_MATERIAL FOR THE TASK_
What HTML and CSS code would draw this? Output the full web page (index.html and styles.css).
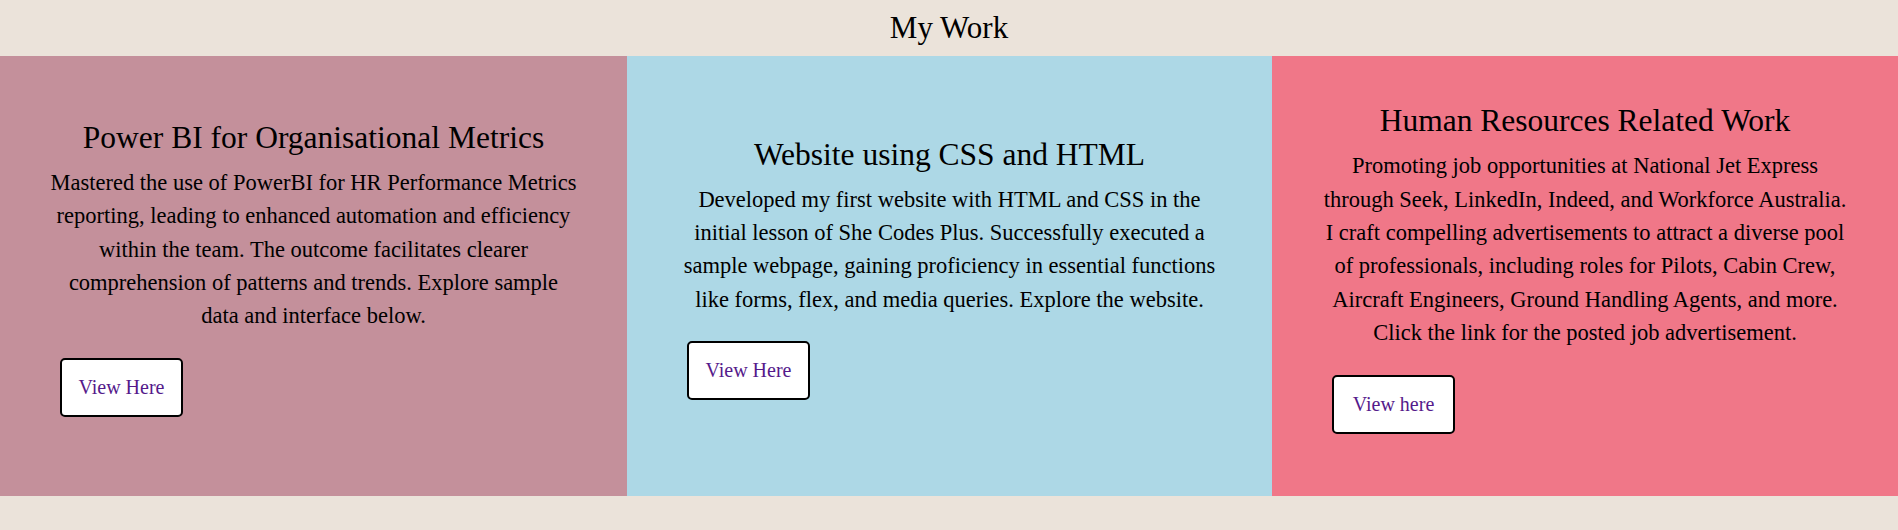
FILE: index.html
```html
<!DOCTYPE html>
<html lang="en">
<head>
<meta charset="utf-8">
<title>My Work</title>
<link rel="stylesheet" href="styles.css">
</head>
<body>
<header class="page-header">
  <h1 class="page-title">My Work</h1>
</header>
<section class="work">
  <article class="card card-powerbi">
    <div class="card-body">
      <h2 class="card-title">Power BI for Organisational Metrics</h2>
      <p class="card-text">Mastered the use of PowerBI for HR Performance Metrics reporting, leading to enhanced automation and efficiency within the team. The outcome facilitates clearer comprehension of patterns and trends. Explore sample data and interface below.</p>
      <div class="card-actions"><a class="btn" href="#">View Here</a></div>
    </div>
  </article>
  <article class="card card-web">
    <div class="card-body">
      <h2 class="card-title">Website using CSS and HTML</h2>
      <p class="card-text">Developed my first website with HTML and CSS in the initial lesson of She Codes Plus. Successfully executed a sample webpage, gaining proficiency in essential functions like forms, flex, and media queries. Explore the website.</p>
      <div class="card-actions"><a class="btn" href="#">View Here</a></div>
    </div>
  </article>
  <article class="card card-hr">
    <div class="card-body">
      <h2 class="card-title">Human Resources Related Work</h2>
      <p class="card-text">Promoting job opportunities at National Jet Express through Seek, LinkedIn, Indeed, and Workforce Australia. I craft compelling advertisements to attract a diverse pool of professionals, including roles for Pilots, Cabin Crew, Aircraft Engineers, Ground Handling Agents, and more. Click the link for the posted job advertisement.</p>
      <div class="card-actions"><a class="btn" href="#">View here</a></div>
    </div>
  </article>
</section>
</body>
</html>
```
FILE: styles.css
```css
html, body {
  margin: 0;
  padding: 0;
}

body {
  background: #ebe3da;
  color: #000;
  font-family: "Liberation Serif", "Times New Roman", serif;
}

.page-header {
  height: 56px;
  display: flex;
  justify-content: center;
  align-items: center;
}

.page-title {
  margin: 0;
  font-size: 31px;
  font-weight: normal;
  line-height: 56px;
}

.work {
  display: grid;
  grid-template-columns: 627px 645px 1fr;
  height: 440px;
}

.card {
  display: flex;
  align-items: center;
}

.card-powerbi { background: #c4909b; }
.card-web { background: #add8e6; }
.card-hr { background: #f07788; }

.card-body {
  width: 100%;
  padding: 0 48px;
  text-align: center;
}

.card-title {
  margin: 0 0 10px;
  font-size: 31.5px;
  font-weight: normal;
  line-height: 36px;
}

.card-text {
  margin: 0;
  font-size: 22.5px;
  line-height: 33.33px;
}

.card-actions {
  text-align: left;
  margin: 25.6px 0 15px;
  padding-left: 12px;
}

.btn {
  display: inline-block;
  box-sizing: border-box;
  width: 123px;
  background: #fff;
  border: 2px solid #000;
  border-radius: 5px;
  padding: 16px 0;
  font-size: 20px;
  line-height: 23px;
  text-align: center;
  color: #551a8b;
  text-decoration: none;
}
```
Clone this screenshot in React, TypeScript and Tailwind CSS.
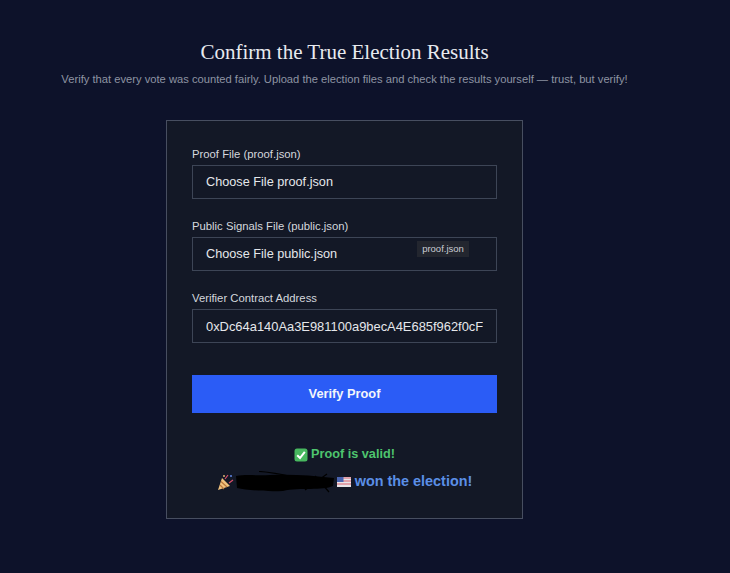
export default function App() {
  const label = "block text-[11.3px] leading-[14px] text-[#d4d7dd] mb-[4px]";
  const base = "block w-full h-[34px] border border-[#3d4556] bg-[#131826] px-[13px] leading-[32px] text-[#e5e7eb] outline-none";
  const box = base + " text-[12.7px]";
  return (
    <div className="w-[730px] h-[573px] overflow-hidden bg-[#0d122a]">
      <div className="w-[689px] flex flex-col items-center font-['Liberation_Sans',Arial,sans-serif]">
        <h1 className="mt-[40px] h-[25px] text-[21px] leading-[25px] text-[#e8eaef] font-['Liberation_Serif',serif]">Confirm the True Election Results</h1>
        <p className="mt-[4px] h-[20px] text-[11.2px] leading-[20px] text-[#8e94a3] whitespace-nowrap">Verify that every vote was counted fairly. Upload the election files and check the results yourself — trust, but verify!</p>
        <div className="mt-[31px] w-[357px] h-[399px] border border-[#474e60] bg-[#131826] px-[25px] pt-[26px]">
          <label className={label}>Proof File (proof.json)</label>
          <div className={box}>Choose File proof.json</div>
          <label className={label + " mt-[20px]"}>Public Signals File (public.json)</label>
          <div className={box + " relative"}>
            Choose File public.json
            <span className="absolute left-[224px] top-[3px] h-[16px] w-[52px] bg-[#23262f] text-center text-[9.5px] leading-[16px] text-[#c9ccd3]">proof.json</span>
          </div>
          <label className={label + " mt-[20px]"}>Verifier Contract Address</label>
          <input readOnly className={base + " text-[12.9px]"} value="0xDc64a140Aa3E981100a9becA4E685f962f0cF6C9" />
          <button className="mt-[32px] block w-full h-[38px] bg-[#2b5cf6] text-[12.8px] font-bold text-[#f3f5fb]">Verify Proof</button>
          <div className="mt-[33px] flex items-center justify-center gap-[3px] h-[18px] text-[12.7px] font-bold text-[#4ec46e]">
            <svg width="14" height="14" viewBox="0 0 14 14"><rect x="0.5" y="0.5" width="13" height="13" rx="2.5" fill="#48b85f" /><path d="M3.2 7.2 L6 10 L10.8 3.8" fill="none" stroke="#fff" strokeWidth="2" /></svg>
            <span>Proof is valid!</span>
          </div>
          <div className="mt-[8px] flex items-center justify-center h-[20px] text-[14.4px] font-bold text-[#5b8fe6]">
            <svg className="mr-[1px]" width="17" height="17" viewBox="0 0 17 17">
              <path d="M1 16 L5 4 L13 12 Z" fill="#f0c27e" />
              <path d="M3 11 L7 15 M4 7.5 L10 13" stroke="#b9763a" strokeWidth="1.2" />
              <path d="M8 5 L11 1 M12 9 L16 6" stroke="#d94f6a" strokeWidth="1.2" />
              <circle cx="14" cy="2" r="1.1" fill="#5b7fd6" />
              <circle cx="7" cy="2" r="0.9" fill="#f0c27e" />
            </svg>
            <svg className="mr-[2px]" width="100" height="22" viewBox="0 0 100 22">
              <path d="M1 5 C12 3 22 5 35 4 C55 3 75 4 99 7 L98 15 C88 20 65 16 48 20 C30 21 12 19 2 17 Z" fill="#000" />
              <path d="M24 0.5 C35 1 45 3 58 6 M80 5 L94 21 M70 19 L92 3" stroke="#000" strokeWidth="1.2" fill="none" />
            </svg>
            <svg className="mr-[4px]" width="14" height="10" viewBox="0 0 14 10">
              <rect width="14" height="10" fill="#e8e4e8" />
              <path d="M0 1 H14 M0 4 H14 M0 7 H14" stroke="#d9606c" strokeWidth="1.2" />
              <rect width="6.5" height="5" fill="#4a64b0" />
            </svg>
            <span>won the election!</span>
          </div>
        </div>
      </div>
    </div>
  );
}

_TASK TO COMPLETE_
Strip out the pictures and quote the remaining data word for word.

_REPLY TO THE TASK_
What HTML and CSS code would draw this? Output the full web page (index.html and styles.css).
FILE: index.html
```html
<!DOCTYPE html>
<html lang="en">
<head>
<meta charset="utf-8">
<title>My Work</title>
<link rel="stylesheet" href="styles.css">
</head>
<body>
<header class="page-header">
  <h1 class="page-title">My Work</h1>
</header>
<section class="work">
  <article class="card card-powerbi">
    <div class="card-body">
      <h2 class="card-title">Power BI for Organisational Metrics</h2>
      <p class="card-text">Mastered the use of PowerBI for HR Performance Metrics reporting, leading to enhanced automation and efficiency within the team. The outcome facilitates clearer comprehension of patterns and trends. Explore sample data and interface below.</p>
      <div class="card-actions"><a class="btn" href="#">View Here</a></div>
    </div>
  </article>
  <article class="card card-web">
    <div class="card-body">
      <h2 class="card-title">Website using CSS and HTML</h2>
      <p class="card-text">Developed my first website with HTML and CSS in the initial lesson of She Codes Plus. Successfully executed a sample webpage, gaining proficiency in essential functions like forms, flex, and media queries. Explore the website.</p>
      <div class="card-actions"><a class="btn" href="#">View Here</a></div>
    </div>
  </article>
  <article class="card card-hr">
    <div class="card-body">
      <h2 class="card-title">Human Resources Related Work</h2>
      <p class="card-text">Promoting job opportunities at National Jet Express through Seek, LinkedIn, Indeed, and Workforce Australia. I craft compelling advertisements to attract a diverse pool of professionals, including roles for Pilots, Cabin Crew, Aircraft Engineers, Ground Handling Agents, and more. Click the link for the posted job advertisement.</p>
      <div class="card-actions"><a class="btn" href="#">View here</a></div>
    </div>
  </article>
</section>
</body>
</html>
```
FILE: styles.css
```css
html, body {
  margin: 0;
  padding: 0;
}

body {
  background: #ebe3da;
  color: #000;
  font-family: "Liberation Serif", "Times New Roman", serif;
}

.page-header {
  height: 56px;
  display: flex;
  justify-content: center;
  align-items: center;
}

.page-title {
  margin: 0;
  font-size: 31px;
  font-weight: normal;
  line-height: 56px;
}

.work {
  display: grid;
  grid-template-columns: 627px 645px 1fr;
  height: 440px;
}

.card {
  display: flex;
  align-items: center;
}

.card-powerbi { background: #c4909b; }
.card-web { background: #add8e6; }
.card-hr { background: #f07788; }

.card-body {
  width: 100%;
  padding: 0 48px;
  text-align: center;
}

.card-title {
  margin: 0 0 10px;
  font-size: 31.5px;
  font-weight: normal;
  line-height: 36px;
}

.card-text {
  margin: 0;
  font-size: 22.5px;
  line-height: 33.33px;
}

.card-actions {
  text-align: left;
  margin: 25.6px 0 15px;
  padding-left: 12px;
}

.btn {
  display: inline-block;
  box-sizing: border-box;
  width: 123px;
  background: #fff;
  border: 2px solid #000;
  border-radius: 5px;
  padding: 16px 0;
  font-size: 20px;
  line-height: 23px;
  text-align: center;
  color: #551a8b;
  text-decoration: none;
}
```
Clone this screenshot in React, TypeScript and Tailwind CSS.
export default function App() {
  const label = "block text-[11.3px] leading-[14px] text-[#d4d7dd] mb-[4px]";
  const base = "block w-full h-[34px] border border-[#3d4556] bg-[#131826] px-[13px] leading-[32px] text-[#e5e7eb] outline-none";
  const box = base + " text-[12.7px]";
  return (
    <div className="w-[730px] h-[573px] overflow-hidden bg-[#0d122a]">
      <div className="w-[689px] flex flex-col items-center font-['Liberation_Sans',Arial,sans-serif]">
        <h1 className="mt-[40px] h-[25px] text-[21px] leading-[25px] text-[#e8eaef] font-['Liberation_Serif',serif]">Confirm the True Election Results</h1>
        <p className="mt-[4px] h-[20px] text-[11.2px] leading-[20px] text-[#8e94a3] whitespace-nowrap">Verify that every vote was counted fairly. Upload the election files and check the results yourself — trust, but verify!</p>
        <div className="mt-[31px] w-[357px] h-[399px] border border-[#474e60] bg-[#131826] px-[25px] pt-[26px]">
          <label className={label}>Proof File (proof.json)</label>
          <div className={box}>Choose File proof.json</div>
          <label className={label + " mt-[20px]"}>Public Signals File (public.json)</label>
          <div className={box + " relative"}>
            Choose File public.json
            <span className="absolute left-[224px] top-[3px] h-[16px] w-[52px] bg-[#23262f] text-center text-[9.5px] leading-[16px] text-[#c9ccd3]">proof.json</span>
          </div>
          <label className={label + " mt-[20px]"}>Verifier Contract Address</label>
          <input readOnly className={base + " text-[12.9px]"} value="0xDc64a140Aa3E981100a9becA4E685f962f0cF6C9" />
          <button className="mt-[32px] block w-full h-[38px] bg-[#2b5cf6] text-[12.8px] font-bold text-[#f3f5fb]">Verify Proof</button>
          <div className="mt-[33px] flex items-center justify-center gap-[3px] h-[18px] text-[12.7px] font-bold text-[#4ec46e]">
            <svg width="14" height="14" viewBox="0 0 14 14"><rect x="0.5" y="0.5" width="13" height="13" rx="2.5" fill="#48b85f" /><path d="M3.2 7.2 L6 10 L10.8 3.8" fill="none" stroke="#fff" strokeWidth="2" /></svg>
            <span>Proof is valid!</span>
          </div>
          <div className="mt-[8px] flex items-center justify-center h-[20px] text-[14.4px] font-bold text-[#5b8fe6]">
            <svg className="mr-[1px]" width="17" height="17" viewBox="0 0 17 17">
              <path d="M1 16 L5 4 L13 12 Z" fill="#f0c27e" />
              <path d="M3 11 L7 15 M4 7.5 L10 13" stroke="#b9763a" strokeWidth="1.2" />
              <path d="M8 5 L11 1 M12 9 L16 6" stroke="#d94f6a" strokeWidth="1.2" />
              <circle cx="14" cy="2" r="1.1" fill="#5b7fd6" />
              <circle cx="7" cy="2" r="0.9" fill="#f0c27e" />
            </svg>
            <svg className="mr-[2px]" width="100" height="22" viewBox="0 0 100 22">
              <path d="M1 5 C12 3 22 5 35 4 C55 3 75 4 99 7 L98 15 C88 20 65 16 48 20 C30 21 12 19 2 17 Z" fill="#000" />
              <path d="M24 0.5 C35 1 45 3 58 6 M80 5 L94 21 M70 19 L92 3" stroke="#000" strokeWidth="1.2" fill="none" />
            </svg>
            <svg className="mr-[4px]" width="14" height="10" viewBox="0 0 14 10">
              <rect width="14" height="10" fill="#e8e4e8" />
              <path d="M0 1 H14 M0 4 H14 M0 7 H14" stroke="#d9606c" strokeWidth="1.2" />
              <rect width="6.5" height="5" fill="#4a64b0" />
            </svg>
            <span>won the election!</span>
          </div>
        </div>
      </div>
    </div>
  );
}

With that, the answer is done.